Since then, the number of English language students in public schools has skyrocketed. Here in Texas, they count for nearly one in every five students.

But there are also growing concerns they aren’t getting full access to education.

Some highlights from federal data:

  • English language learners make up 5 percent of all students in public schools nationwide.
  • But they count for only two percent of students in Advanced Placement college-level courses.
  • What’s more, they make up 11 percent of students who are held back each year.

“So we know that those opportunity gaps are real and we know that the rate of complaints coming to us are real and that raises a real set of concerns for us that we wanted to speak to with this guidance,” said Catherine Lhamon, assistant secretary at the Office for Civil Rights at the U.S. Department of Education. She spoke with reporters on a conference call about her concerns.

Her office is investigating 60 cases involving civil rights issues for English learner students or their parents. One is with the Dallas Independent School District.

Now there’s new guidance from both the U.S. Education and Justice Departments, which puts together all the obligations that school districts have for English learners.

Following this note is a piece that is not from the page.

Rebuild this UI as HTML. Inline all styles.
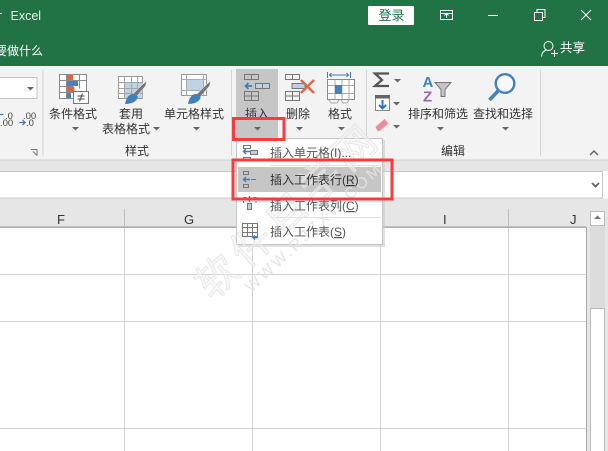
<!DOCTYPE html>
<html><head><meta charset="utf-8"><style>
html,body{margin:0;padding:0;width:608px;height:451px;overflow:hidden;background:#fff}
svg{position:absolute;left:0;top:0;display:block}
text{font-family:"Liberation Sans","Noto Sans CJK SC",sans-serif;font-size:12px;fill:#333}
.a{fill:#555}
</style></head><body>
<svg width="608" height="451" viewBox="0 0 608 451" xmlns="http://www.w3.org/2000/svg">
<defs>
<path id="d" d="M0 0h7l-3.500 3.500z" fill="#666"/>
</defs>
<!-- title -->
<rect width="608" height="66" fill="#217346"/>
<rect x="0" y="13" width="2" height="1" fill="#ddd"/>
<text x="10.500" y="20" style="font-size:12.500px;fill:#e8f1ec">Excel</text>
<text x="-5" y="55" style="fill:#fff;font-size:12px">要做什么</text>
<rect x="368" y="6" width="46" height="19" rx="1" fill="#fff"/>
<text x="378.500" y="20" style="fill:#217346;font-size:13px">登录</text>
<g fill="none" stroke="#fff">
<rect x="440.500" y="10.500" width="12" height="9"/><path d="M440 13.500h13M446.500 18v-4M444.500 15.500l2-2 2 2"/>
<path d="M488 15.500h10"/>
<rect x="534.500" y="12.500" width="8" height="8"/><path d="M537 12v-2.500h8v8h-2.500"/>
<path d="M581 10l10 10M591 10l-10 10"/>
<circle cx="548.500" cy="46" r="4.500"/><path d="M541.500 56.500c.5-4.500 3-6 5-6.500M551 53.500h7M554.500 50v7"/>
</g>
<text x="560" y="52" style="fill:#fff;font-size:12.500px">共享</text>
<!-- ribbon -->
<rect y="66" width="608" height="94" fill="#f3f3f3"/>
<rect y="160" width="608" height="11" fill="#e5e5e5"/>
<rect y="159.500" width="608" height="1" fill="#d2d2d2"/>
<rect x="-2" y="77.500" width="39" height="21" fill="#fff" stroke="#c6c6c6"/>
<use href="#d" x="27" y="87"/>
<rect x="42.500" y="70" width="1" height="86" fill="#d5d5d5"/>
<rect x="231" y="70" width="1" height="86" fill="#d5d5d5"/>
<rect x="366" y="70" width="1" height="86" fill="#d5d5d5"/>
<rect x="540" y="70" width="1" height="86" fill="#d5d5d5"/>
<!-- number format -->
<text x="5" y="119" style="font-size:9.500px;fill:#444">.0</text>
<text x="0" y="126" style="font-size:9.500px;fill:#444">.00</text>
<text x="23" y="119" style="font-size:9.500px;fill:#444">.00</text>
<text x="26" y="126" style="font-size:9.500px;fill:#444">.0</text>
<path d="M0 114.500h3.500M19.500 122.500h5.500M22.500 120l2.700 2.500-2.700 2.500" stroke="#3f7cb8" fill="none" stroke-width="1.200"/>
<path d="M31 149.500h6v6M33 151.500l4 4" stroke="#777" fill="none"/>
<!-- conditional format icon -->
<rect x="59" y="74" width="28" height="25" fill="#fff"/>
<g fill="none" stroke="#8a8a8a" stroke-width="1">
<path d="M59.500 74.500h27v24h-27zM59.500 80.500h27M59.500 86.500h14M59.500 92.500h14M66.500 74.500v24M79.500 74.500v14"/>
</g>
<rect x="67" y="75" width="6" height="5" fill="#e0653e"/>
<rect x="67" y="81" width="11" height="5" fill="#4a80bb"/>
<rect x="67" y="87" width="7.500" height="5" fill="#e0653e"/>
<rect x="67" y="93" width="4" height="5" fill="#4a80bb"/>
<rect x="73.500" y="91.500" width="15" height="12" fill="#fff" stroke="#777"/>
<path d="M77.500 96h7M77.500 99h7M82.500 93.500l-3 8" stroke="#444" fill="none"/>
<!-- table format -->
<rect x="118.500" y="76.500" width="24" height="22" fill="#fff" stroke="#999"/>
<rect x="125" y="83" width="17.500" height="15" fill="#c0d2e6"/>
<path d="M118.500 82.500h24M118.500 88.500h24M118.500 93.500h24M124.500 76.500v22M131.500 76.500v22M137.500 76.500v22" stroke="#a5a5a5" fill="none"/>
<path d="M133 94l10-10 4-3-1.500 5-9.500 11z" fill="#777" stroke="#f3f3f3" stroke-width=".5"/>
<path d="M125 104c1-6 4-10 8-10 3.500 0 5.500 2.500 4 5-2 3.500-7 5-12 5z" fill="#4080bd"/>
<!-- cell style -->
<rect x="181.500" y="74.500" width="25" height="21" fill="#fff" stroke="#999"/>
<rect x="187" y="79" width="16" height="11" fill="#c0d2e6"/>
<path d="M181.500 79.500h25M181.500 90.500h25M186.500 74.500v21M203.500 74.500v21" stroke="#aaa" fill="none"/>
<path d="M197 94l10-10 4-3-1.500 5-9.500 11z" fill="#777" stroke="#f3f3f3" stroke-width=".5"/>
<path d="M188 104c1-6 4-10 8-10 3.500 0 5.500 2.500 4 5-2 3.500-7 5-12 5z" fill="#4080bd"/>
<text x="49" y="118">条件格式</text>
<text x="119" y="118">套用</text>
<text x="102" y="133">表格格式</text>
<text x="164" y="118">单元格样式</text>
<text x="125" y="155">样式</text>
<use href="#d" x="72" y="127"/><use href="#d" x="153" y="127"/><use href="#d" x="193" y="127"/>
<!-- insert -->
<rect x="236" y="69" width="42" height="69" fill="#c6c6c6"/>
<g fill="none" stroke="#777">
<rect x="244.500" y="74.500" width="14" height="5"/><path d="M251.500 74.500v5"/>
<rect x="244.500" y="91.500" width="14" height="9"/><path d="M251.500 91.500v9M244.500 96h14"/>
</g>
<rect x="255.500" y="83.500" width="14" height="5" fill="#bcd0e6" stroke="#777"/><path d="M262.500 83.500v5" stroke="#777"/>
<path d="M252 86h-6M248.500 83l-3 3 3 3" fill="none" stroke="#3f7cb8" stroke-width="1.700"/>
<text x="245" y="118">插入</text>
<use href="#d" x="254" y="127"/>
<!-- delete -->
<g fill="none" stroke="#777">
<rect x="285.500" y="74.500" width="14" height="5"/><path d="M292.500 74.500v5"/>
<rect x="285.500" y="91.500" width="14" height="9"/><path d="M292.500 91.500v9M285.500 96h14"/>
</g>
<rect x="292" y="83.500" width="13" height="5" fill="#bcd0e6" stroke="#777"/>
<path d="M301 80l13 13M314 80l-13 13" stroke="#e0694a" stroke-width="2.500" fill="none"/>
<text x="286" y="118">删除</text>
<use href="#d" x="296" y="127"/>
<!-- format -->
<path d="M327.500 72v6M350.500 72v6M329 75h20" stroke="#3f7cb8" fill="none"/>
<path d="M331.500 73l-2 2 2 2M346.500 73l2 2-2 2" stroke="#3f7cb8" fill="none"/>
<rect x="327.500" y="79.500" width="27" height="20" fill="#fff" stroke="#888"/>
<path d="M327.500 85.500h27M327.500 93.500h27M335 79.500v20M342 79.500v20M349 79.500v20M329 100l2 3h6l2-3M341 100l2 3h4l2-3" stroke="#aaa" fill="none"/>
<rect x="335" y="85" width="7" height="9" fill="#4a80bb"/>
<text x="328" y="118">格式</text>
<use href="#d" x="338" y="127"/>
<!-- editing -->
<path d="M389 73.500h-14l7 6.500-7 6h14" fill="none" stroke="#555" stroke-width="2.300"/>
<use href="#d" x="394" y="79"/>
<rect x="375.500" y="95.500" width="14" height="15" fill="#fff" stroke="#888"/>
<rect x="375" y="95" width="15" height="3.500" fill="#666"/>
<path d="M382.500 100v8M379 105l3.500 3.500 3.500-3.500" fill="none" stroke="#2f73b8" stroke-width="2"/>
<use href="#d" x="393" y="102"/>
<path d="M375.500 127l9-8 4 4.500-9 7.500h-2z" fill="#ec8c9a"/>
<use href="#d" x="393" y="125"/>
<text x="422.500" y="87" style="font:bold 15px 'Liberation Sans';fill:#3f80c4">A</text>
<text x="423" y="101.500" style="font:bold 15px 'Liberation Sans';fill:#9b62b5">Z</text>
<path d="M435 82.500h16l-6 7v7h-4v-7z" fill="#c4c4c4" stroke="#777"/>
<circle cx="505" cy="83.500" r="9.300" fill="#f7f9fb" stroke="#3f80c4" stroke-width="2.400"/>
<path d="M498 91l-8.500 9" stroke="#4a80bb" stroke-width="3.600" fill="none"/>
<text x="408" y="118">排序和筛选</text>
<text x="473" y="118">查找和选择</text>
<use href="#d" x="437" y="127"/><use href="#d" x="502" y="127"/>
<text x="441" y="155">编辑</text>
<path d="M590 155l4-4 4 4" fill="none" stroke="#666" stroke-width="1.500"/>
<!-- formula bar -->
<rect x="-2" y="171.500" width="604.500" height="26.500" fill="#fff" stroke="#c9c9c9"/>
<path d="M592 183l3.500 3.500 3.500-3.500" fill="none" stroke="#666" stroke-width="1.800"/>
<!-- header -->
<rect y="198.500" width="608" height="252.500" fill="#e6e6e6"/>
<rect x="0" y="227" width="586" height="224" fill="#fff"/>
<rect x="0" y="226.500" width="586" height="1.300" fill="#9a9a9a"/>
<rect x="586" y="227" width="1" height="224" fill="#a8a8a8"/>
<g fill="#bdbdbd">
<rect x="124" y="209" width="1" height="18"/><rect x="252" y="209" width="1" height="18"/><rect x="380" y="209" width="1" height="18"/><rect x="508" y="209" width="1" height="18"/>
</g>
<g fill="#d4d4d4">
<rect x="124" y="228" width="1" height="223"/><rect x="252" y="228" width="1" height="223"/><rect x="380" y="228" width="1" height="223"/><rect x="508" y="228" width="1" height="223"/>
<rect x="0" y="274" width="586" height="1"/><rect x="0" y="321" width="586" height="1"/><rect x="0" y="428" width="586" height="1"/>
</g>
<text x="57" y="224" style="font-size:13px">F</text>
<text x="184" y="224" style="font-size:13px">G</text>
<text x="443" y="224" style="font-size:13px">I</text>
<text x="570" y="224" style="font-size:13px">J</text>
<!-- scrollbar -->
<rect x="590" y="211" width="15" height="240" fill="#dcdcdc"/>
<rect x="590.500" y="211.500" width="14" height="14" fill="#fff" stroke="#bbb"/>
<path d="M594 219h7l-3.500-3.500z" fill="#777"/>
<rect x="590.500" y="308.500" width="14" height="143" fill="#fff" stroke="#bbb"/>
<!-- menu -->
<rect x="238" y="140" width="147" height="107" fill="#ccc" opacity=".6"/>
<rect x="236.500" y="138.500" width="146" height="106" fill="#fff" stroke="#c6c6c6"/>
<rect x="238" y="167" width="143" height="25" fill="#c6c6c6"/>
<rect x="270" y="165" width="111" height="1" fill="#e1e1e1"/>
<rect x="270" y="217" width="111" height="1" fill="#e1e1e1"/>
<!-- watermark below menu text -->
<g transform="translate(212 301) rotate(-43)">
<text x="0" y="0" style="font-size:41px;fill:#f2f2f2;stroke:#dedede;stroke-width:.8;letter-spacing:6px;fill-opacity:.55;stroke-opacity:.8">软件自学网</text>
<text x="34" y="21" style="font-size:16px;fill:#e2e2e2;letter-spacing:2.800px;fill-opacity:.9">WWW.RJZXW.COM</text>
</g>
<text x="270" y="157" class="a">插入单元格(I)...</text>
<text x="270" y="184" style="fill:#333">插入工作表行(<tspan text-decoration="underline">R</tspan>)</text>
<text x="270" y="210" class="a">插入工作表列(<tspan text-decoration="underline">C</tspan>)</text>
<text x="270" y="236" class="a">插入工作表(<tspan text-decoration="underline">S</tspan>)</text>
<!-- menu icons -->
<g fill="none" stroke="#777">
<rect x="243.500" y="145.500" width="7" height="3"/><rect x="243.500" y="157.500" width="7" height="3"/>
<rect x="250.500" y="150.500" width="7" height="4" fill="#bcd0e6"/>
<rect x="243.500" y="171.500" width="5" height="3"/><rect x="243.500" y="184.500" width="5" height="3"/>
<path d="M251 179.500h5"/>
<path d="M243.500 197.500h3M253.500 197.500h3M243.500 201v2M256 201v2"/>
<rect x="247.500" y="203.500" width="4" height="6" fill="#bcd0e6"/>
<rect x="242.500" y="223.500" width="15" height="13" fill="#fff"/>
<path d="M242.500 227.500h15M242.500 232.500h15M247.500 223.500v13M252.500 223.500v13"/>
</g>
<path d="M250 151.500h-6M246 149l-2.500 2.500 2.500 2.500M250 179.500h-6M246 177l-2.500 2.500 2.500 2.500M258 237.500h-5M255 235.500l-2 2 2 2" fill="none" stroke="#3f7cb8" stroke-width="1.400"/>
<path d="M249.500 196v6" stroke="#3f7cb8" stroke-width="1.400"/>
<!-- red boxes -->
<rect x="233.500" y="118.500" width="50.500" height="21" fill="none" stroke="#fb3a3a" stroke-width="3"/>
<rect x="233" y="160" width="159" height="39" fill="none" stroke="#fb3a3a" stroke-width="3"/>
</svg>
</body></html>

The guidance says schools need to:

  • identify English learner students in a timely and reliable manner
  • ensure they have equal access to school programs and activities
  • avoid unnecessary segregation of English learner students from other students
  • provide parents who speak limited English with information about school programs, services, and activities in a language they understand

The Texas Education Agency says they will review the guidance and, if needed, make any changes.